• _Given instruction_
Copy exactly the lines from the start of the material through the line with "const activeTab = ref('Proxies')". Pictures stay out of the copy.

• _Available data_
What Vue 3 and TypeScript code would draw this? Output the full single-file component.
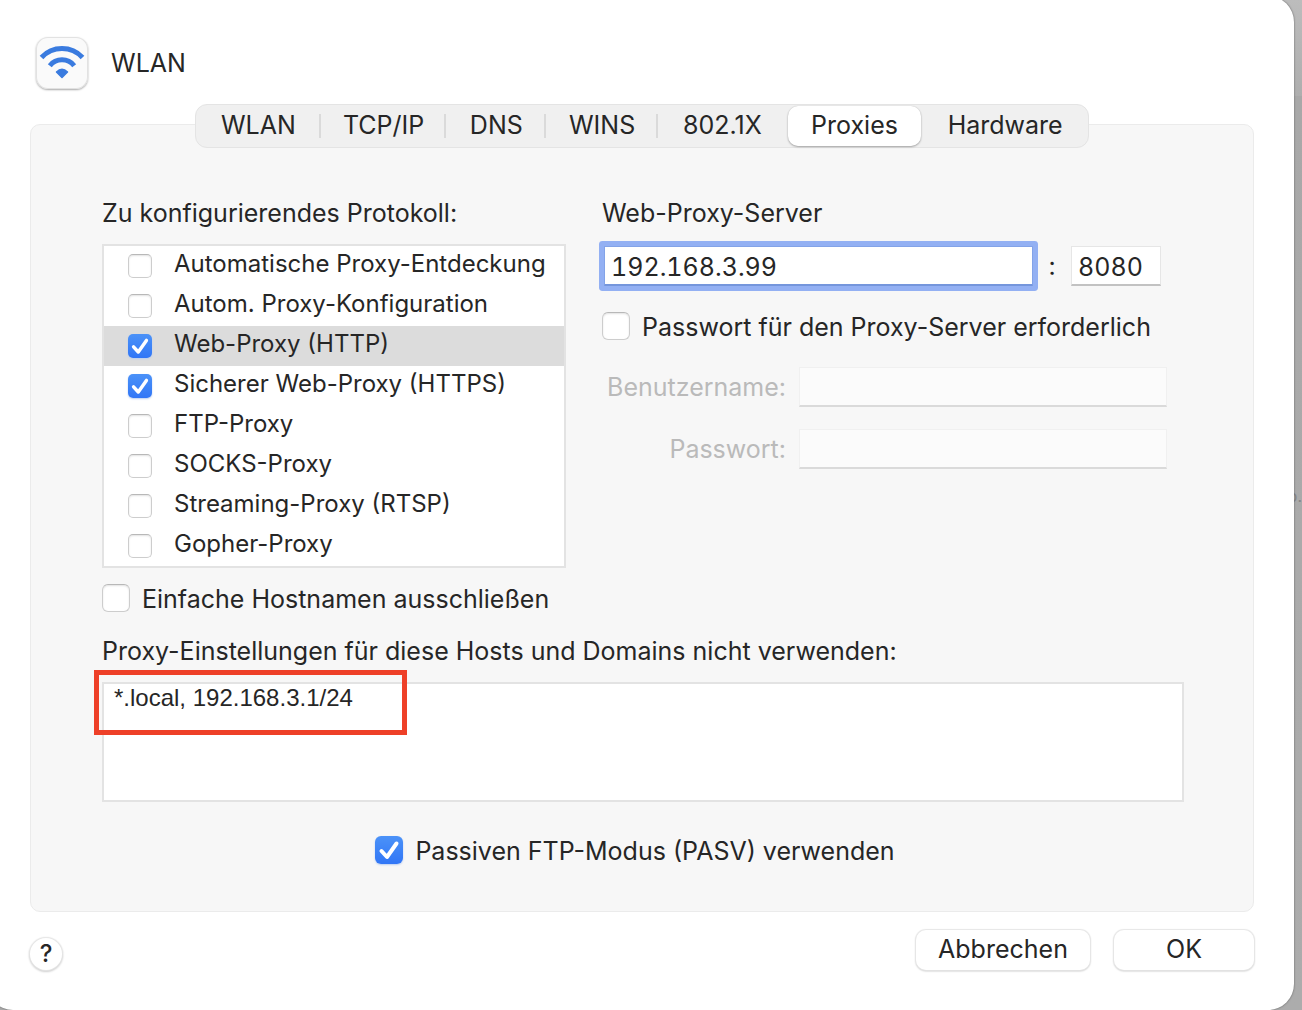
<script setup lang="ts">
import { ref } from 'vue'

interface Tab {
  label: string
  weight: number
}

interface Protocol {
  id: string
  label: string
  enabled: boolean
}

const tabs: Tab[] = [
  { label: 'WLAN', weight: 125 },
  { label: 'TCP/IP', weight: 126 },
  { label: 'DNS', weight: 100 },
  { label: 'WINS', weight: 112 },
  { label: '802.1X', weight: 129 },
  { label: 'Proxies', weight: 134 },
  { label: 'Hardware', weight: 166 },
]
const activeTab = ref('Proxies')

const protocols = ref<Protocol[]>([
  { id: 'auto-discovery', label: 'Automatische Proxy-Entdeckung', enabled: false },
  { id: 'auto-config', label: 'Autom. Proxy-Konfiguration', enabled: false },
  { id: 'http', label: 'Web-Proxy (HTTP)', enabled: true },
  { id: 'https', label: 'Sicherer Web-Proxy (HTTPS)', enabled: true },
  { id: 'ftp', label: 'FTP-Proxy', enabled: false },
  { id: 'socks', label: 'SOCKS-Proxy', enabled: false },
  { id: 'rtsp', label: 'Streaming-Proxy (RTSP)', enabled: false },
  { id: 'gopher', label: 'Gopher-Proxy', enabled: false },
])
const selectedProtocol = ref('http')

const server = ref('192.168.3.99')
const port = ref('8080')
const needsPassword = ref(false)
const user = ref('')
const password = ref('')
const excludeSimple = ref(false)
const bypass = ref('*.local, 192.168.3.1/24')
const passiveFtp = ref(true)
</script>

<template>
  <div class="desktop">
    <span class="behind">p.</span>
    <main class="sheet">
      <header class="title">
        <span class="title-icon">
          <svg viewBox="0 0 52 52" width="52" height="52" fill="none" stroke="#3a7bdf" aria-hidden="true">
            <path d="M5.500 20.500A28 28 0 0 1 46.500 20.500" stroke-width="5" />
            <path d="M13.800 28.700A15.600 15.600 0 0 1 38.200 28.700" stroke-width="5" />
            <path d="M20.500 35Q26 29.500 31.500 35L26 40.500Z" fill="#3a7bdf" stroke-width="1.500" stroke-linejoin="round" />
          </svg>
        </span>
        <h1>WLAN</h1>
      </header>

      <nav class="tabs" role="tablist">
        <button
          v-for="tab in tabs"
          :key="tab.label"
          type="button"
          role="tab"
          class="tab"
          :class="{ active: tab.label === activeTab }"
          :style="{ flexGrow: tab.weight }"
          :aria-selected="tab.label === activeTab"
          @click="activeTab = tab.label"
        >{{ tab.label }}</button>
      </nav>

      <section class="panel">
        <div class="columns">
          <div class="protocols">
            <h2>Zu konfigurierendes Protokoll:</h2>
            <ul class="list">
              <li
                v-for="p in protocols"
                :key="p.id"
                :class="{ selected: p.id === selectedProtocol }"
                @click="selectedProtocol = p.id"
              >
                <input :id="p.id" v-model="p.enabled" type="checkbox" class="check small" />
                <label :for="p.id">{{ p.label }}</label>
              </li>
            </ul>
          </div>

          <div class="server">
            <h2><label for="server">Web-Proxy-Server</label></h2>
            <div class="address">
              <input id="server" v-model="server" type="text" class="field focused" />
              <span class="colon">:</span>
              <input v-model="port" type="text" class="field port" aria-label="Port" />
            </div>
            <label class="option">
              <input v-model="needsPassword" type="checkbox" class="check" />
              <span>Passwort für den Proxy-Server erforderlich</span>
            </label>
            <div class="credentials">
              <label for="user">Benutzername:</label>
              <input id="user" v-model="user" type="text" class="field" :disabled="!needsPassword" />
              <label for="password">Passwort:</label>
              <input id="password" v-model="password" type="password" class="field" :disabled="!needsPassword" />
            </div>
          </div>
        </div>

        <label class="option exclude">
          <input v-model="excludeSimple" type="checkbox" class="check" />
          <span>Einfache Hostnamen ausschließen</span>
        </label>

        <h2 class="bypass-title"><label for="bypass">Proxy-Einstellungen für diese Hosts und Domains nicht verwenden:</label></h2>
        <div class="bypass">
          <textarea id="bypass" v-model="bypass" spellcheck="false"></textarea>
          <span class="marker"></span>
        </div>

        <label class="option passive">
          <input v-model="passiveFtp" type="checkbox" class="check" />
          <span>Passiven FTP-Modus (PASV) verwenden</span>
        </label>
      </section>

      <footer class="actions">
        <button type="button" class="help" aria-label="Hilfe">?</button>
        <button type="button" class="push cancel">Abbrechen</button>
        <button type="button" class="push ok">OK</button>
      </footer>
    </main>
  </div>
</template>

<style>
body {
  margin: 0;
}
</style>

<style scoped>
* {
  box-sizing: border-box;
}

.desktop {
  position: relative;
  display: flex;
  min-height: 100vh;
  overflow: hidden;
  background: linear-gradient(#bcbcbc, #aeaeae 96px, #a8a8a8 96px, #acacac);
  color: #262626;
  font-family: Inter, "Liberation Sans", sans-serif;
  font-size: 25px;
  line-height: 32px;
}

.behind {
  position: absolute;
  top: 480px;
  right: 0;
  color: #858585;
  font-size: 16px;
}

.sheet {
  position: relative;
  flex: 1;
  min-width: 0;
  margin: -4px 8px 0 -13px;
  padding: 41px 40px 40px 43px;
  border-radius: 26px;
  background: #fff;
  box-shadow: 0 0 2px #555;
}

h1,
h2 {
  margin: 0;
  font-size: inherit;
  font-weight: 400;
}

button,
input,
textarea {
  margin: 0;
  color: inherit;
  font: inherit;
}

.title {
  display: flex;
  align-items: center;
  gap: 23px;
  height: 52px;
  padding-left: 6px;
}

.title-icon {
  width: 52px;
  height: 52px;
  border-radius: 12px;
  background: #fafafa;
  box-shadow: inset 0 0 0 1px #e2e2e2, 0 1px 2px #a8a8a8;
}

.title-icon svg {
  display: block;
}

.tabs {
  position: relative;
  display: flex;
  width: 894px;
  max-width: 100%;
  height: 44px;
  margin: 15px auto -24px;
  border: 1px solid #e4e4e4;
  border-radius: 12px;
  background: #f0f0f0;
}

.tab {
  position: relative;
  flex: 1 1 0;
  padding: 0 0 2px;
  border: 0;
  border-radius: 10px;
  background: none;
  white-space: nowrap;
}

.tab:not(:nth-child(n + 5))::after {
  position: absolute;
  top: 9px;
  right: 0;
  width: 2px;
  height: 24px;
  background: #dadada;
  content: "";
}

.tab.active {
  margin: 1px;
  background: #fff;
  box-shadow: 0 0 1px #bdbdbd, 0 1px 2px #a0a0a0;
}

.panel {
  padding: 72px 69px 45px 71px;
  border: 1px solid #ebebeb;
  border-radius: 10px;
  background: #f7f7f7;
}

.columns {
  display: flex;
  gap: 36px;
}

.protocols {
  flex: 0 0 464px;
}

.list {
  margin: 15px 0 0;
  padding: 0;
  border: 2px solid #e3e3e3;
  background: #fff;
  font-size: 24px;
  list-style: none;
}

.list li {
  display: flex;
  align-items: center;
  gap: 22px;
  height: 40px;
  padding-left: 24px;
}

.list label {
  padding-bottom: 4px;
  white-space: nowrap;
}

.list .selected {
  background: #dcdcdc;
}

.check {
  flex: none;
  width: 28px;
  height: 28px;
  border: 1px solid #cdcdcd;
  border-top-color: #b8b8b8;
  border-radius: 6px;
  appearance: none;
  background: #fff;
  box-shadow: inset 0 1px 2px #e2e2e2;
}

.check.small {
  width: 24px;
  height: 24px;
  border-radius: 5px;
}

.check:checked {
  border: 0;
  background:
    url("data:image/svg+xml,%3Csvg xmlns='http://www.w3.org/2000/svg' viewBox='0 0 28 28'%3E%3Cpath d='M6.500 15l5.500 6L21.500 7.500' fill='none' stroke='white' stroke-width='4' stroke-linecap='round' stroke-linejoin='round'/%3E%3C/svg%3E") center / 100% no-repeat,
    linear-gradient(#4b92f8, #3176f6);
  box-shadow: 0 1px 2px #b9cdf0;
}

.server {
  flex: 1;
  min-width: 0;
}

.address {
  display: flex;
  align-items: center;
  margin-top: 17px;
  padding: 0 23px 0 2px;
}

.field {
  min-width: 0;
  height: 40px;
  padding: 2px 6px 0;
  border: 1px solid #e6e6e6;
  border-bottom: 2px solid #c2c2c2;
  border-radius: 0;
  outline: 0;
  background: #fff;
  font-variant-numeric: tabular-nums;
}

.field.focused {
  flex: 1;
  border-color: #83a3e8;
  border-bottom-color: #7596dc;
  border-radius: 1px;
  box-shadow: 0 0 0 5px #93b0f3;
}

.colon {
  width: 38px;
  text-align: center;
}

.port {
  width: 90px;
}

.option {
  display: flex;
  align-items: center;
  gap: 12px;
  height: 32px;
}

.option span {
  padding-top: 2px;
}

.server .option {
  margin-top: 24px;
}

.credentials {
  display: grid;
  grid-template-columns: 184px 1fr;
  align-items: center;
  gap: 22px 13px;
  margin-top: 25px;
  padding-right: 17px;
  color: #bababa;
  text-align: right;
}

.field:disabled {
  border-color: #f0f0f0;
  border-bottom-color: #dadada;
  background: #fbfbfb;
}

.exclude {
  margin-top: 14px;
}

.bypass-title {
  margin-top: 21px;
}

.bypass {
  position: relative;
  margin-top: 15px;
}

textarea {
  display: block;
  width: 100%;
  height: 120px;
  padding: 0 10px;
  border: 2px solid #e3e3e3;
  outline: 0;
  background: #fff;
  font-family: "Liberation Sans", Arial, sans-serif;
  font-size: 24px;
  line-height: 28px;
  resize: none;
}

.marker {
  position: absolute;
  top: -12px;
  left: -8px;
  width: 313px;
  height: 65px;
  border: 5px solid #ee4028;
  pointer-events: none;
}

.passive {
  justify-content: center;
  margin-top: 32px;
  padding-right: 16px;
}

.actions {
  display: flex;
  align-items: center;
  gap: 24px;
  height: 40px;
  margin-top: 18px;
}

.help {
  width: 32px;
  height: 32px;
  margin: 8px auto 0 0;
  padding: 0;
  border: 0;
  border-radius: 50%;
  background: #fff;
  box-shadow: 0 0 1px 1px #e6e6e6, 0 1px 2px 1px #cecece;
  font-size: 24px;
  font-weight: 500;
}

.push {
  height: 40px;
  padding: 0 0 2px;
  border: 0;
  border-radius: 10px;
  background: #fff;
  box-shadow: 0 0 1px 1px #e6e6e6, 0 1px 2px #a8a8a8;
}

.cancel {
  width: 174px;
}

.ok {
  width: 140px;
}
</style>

• _Output of the exercise_
What Vue 3 and TypeScript code would draw this? Output the full single-file component.
<script setup lang="ts">
import { ref } from 'vue'

interface Tab {
  label: string
  weight: number
}

interface Protocol {
  id: string
  label: string
  enabled: boolean
}

const tabs: Tab[] = [
  { label: 'WLAN', weight: 125 },
  { label: 'TCP/IP', weight: 126 },
  { label: 'DNS', weight: 100 },
  { label: 'WINS', weight: 112 },
  { label: '802.1X', weight: 129 },
  { label: 'Proxies', weight: 134 },
  { label: 'Hardware', weight: 166 },
]
const activeTab = ref('Proxies')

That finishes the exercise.